The fabulous coverage of the Tour de France Grand Départ was marred by Yorkshiremen inexplicably shouting the word “Yorkshire” at the cyclists.
As someone who doesn’t really ‘get’ sport, because it’s boring, the Tour de France was something that I was quite prepared to get on board with. It did, after all, go through lots of places I know quite well, plus it involved no effort other than that of going to stand around at the end of my road waiting to catch a pack of Haribo and a commemorative 10-teabag gift pack of Yorkshire Thé. Oh, and a Carrefour-branded hat. And a plastic pillow. Whatever.

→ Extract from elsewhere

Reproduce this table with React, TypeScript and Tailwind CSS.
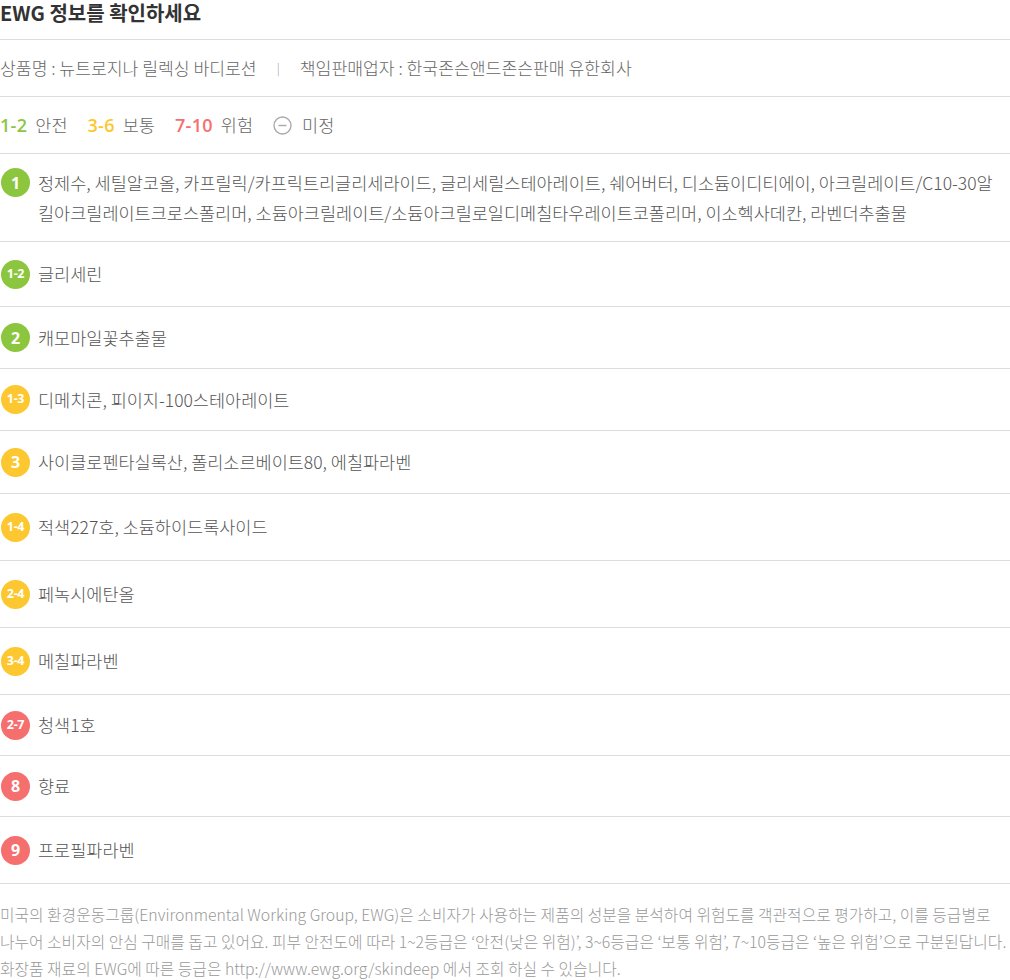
import React from 'react';

type Ingredient = {
  grade: string;
  level: 'safe' | 'mid' | 'risk';
  names: string;
  height: string;
};

const ingredients: Ingredient[] = [
  {
    grade: '1',
    level: 'safe',
    height: 'h-[88px]',
    names:
      '정제수, 세틸알코올, 카프릴릭/카프릭트리글리세라이드, 글리세릴스테아레이트, 쉐어버터, 디소듐이디티에이, 아크릴레이트/C10-30알\n킬아크릴레이트크로스폴리머, 소듐아크릴레이트/소듐아크릴로일디메칠타우레이트코폴리머, 이소헥사데칸, 라벤더추출물',
  },
  { grade: '1-2', level: 'safe', height: 'h-[65px]', names: '글리세린' },
  { grade: '2', level: 'safe', height: 'h-[62px]', names: '캐모마일꽃추출물' },
  { grade: '1-3', level: 'mid', height: 'h-[62px]', names: '디메치콘, 피이지-100스테아레이트' },
  { grade: '3', level: 'mid', height: 'h-[63px]', names: '사이클로펜타실록산, 폴리소르베이트80, 에칠파라벤' },
  { grade: '1-4', level: 'mid', height: 'h-[67px]', names: '적색227호, 소듐하이드록사이드' },
  { grade: '2-4', level: 'mid', height: 'h-[67px]', names: '페녹시에탄올' },
  { grade: '3-4', level: 'mid', height: 'h-[67px]', names: '메칠파라벤' },
  { grade: '2-7', level: 'risk', height: 'h-[61px]', names: '청색1호' },
  { grade: '8', level: 'risk', height: 'h-[61px]', names: '향료' },
  { grade: '9', level: 'risk', height: 'h-[67px]', names: '프로필파라벤' },
];

const badgeColor = {
  safe: 'bg-[#8cc63f]',
  mid: 'bg-[#fdc72f]',
  risk: 'bg-[#f66f6f]',
};

const latin = { fontFamily: '"Open Sans", "Noto Sans", sans-serif' };

const Badge: React.FC<{ grade: string; level: Ingredient['level'] }> = ({ grade, level }) => (
  <span
    className={`flex h-[29px] w-[29px] shrink-0 items-center justify-center rounded-full font-bold text-white ${badgeColor[level]} ${
      grade.length > 1 ? 'text-[12.5px] tracking-[-0.3px]' : 'text-[16px]'
    }`}
    style={latin}
  >
    {grade}
  </span>
);

const App: React.FC = () => {
  return (
    <div
      className="w-[1010px] bg-white text-[#666]"
      style={{ fontFamily: '"Noto Sans CJK KR", "Noto Sans", sans-serif' }}
    >
      <h2 className="flex h-[40px] items-start border-b border-[#dcdcdc] pt-[1px] text-[20px] font-bold leading-[24px] text-[#333]">
        EWG 정보를 확인하세요
      </h2>

      <div className="flex h-[57px] items-center border-b border-[#dcdcdc] text-[17.2px] font-light">
        <span>상품명 : 뉴트로지나 릴렉싱 바디로션</span>
        <span className="mx-[20px] text-[12px] text-[#999]">|</span>
        <span>책임판매업자 : 한국존슨앤드존슨판매 유한회사</span>
      </div>

      <div className="flex h-[57px] items-center gap-[20px] border-b border-[#dcdcdc] text-[17.5px] font-light">
        <span className="flex items-center gap-[8px]">
          <b className="text-[18px] font-semibold tracking-[0.3px] text-[#8cc63f]" style={latin}>1-2</b>
          안전
        </span>
        <span className="flex items-center gap-[8px]">
          <b className="text-[18px] font-semibold tracking-[0.3px] text-[#fdc72f]" style={latin}>3-6</b>
          보통
        </span>
        <span className="flex items-center gap-[8px]">
          <b className="text-[18px] font-semibold tracking-[0.3px] text-[#f66f6f]" style={latin}>7-10</b>
          위험
        </span>
        <span className="flex items-center gap-[10px]">
          <svg width="19" height="19" viewBox="0 0 19 19" fill="none" stroke="#aaa" strokeWidth="1.4">
            <circle cx="9.5" cy="9.5" r="8.5" />
            <line x1="5.5" y1="9.5" x2="13.5" y2="9.5" />
          </svg>
          미정
        </span>
      </div>

      <ul>
        {ingredients.map((item) => (
          <li
            key={item.grade}
            className={`flex gap-[8px] border-b border-[#dcdcdc] pl-[1px] ${item.height} ${
              item.grade === '1' ? 'items-start pt-[14px]' : 'items-center'
            }`}
          >
            <Badge grade={item.grade} level={item.level} />
            <p className="whitespace-pre-line text-[17.5px] font-light leading-[30px] text-[#555]">{item.names}</p>
          </li>
        ))}
      </ul>

      <p className="pt-[17px] text-[15.8px] font-light leading-[27px] text-[#999]">
        <span className="block whitespace-nowrap">
          미국의 환경운동그룹(Environmental Working Group, EWG)은 소비자가 사용하는 제품의 성분을 분석하여 위험도를 객관적으로 평가하고, 이를 등급별로
        </span>
        <span className="block whitespace-nowrap">
          나누어 소비자의 안심 구매를 돕고 있어요. 피부 안전도에 따라 1~2등급은 ‘안전(낮은 위험)’, 3~6등급은 ‘보통 위험’, 7~10등급은 ‘높은 위험’으로 구분된답니다.
        </span>
        <span className="block whitespace-nowrap">
          화장품 재료의 EWG에 따른 등급은 http://www.ewg.org/skindeep 에서 조회 하실 수 있습니다.
        </span>
      </p>
    </div>
  );
};

export default App;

And it was indeed quite a spectacle. Quite apart from the cycling, the combined counties of West and North Yorkshire looked surprisingly sunny and pleasant for most of the time, giving the Yorkshire Tourist board the kind of fillip that only televising the entire landscape of a nice-looking place can really achieve. Chuck in a few freeloading royals, a red arrows fly-past, some frankly incredible cycling and a bit of finishing line drama and I’d almost go so far as to say that the Tour de France is an event I’m enthusiastic about.
What strikes me with this and every other sport is the apparent need to shout inane things and act stupidly in the presence of someone else’s brilliant achievement. Like shouting “Yorkshire!” repeatedly whilst angrily waving fists at a bunch of Italian and German cyclists, presumably just because you’re in, or from, one of the three distinct Yorkshires. Or standing in the road taking selfies while a pack of cyclists hurtle towards you at 50 miles per hour. Or letting your kids wander into the road. Or crowding the road and getting out of the way at the last possible second, obscuring the view and making things more dangerous than they need to be.
Initially I thought that the tendency for Yorkshire people to spontaneously shout out the name of the region they’re from, in a fit of misplaced loyalty based solely on a freak of birth, might have been one of the reasons why the British government was backing the Scottish bid for the Tour de France. On reflection, it was probably yet another self-defeating attempt to persuade Scottish people not to vote for independence. The Scots would probably have been yelling “Cowdenbeath!” at Vincenzo Nibali as well.
Obviously it’s not just sport. At any moderately attended gig, someone will choose a quiet moment to shout the name of their hometown. Although that’s probably really their football team, so it is kind of sport too.
There must be better words of sporting encouragement that can be shouted, in place of the name of a county. I’d favour “bravo!”. Which does at least have the advantage of not sounding threatening, especially if the Yorkshire accompaniment of inexplicable fist shaking could be converted into an agreeable, warm handclap.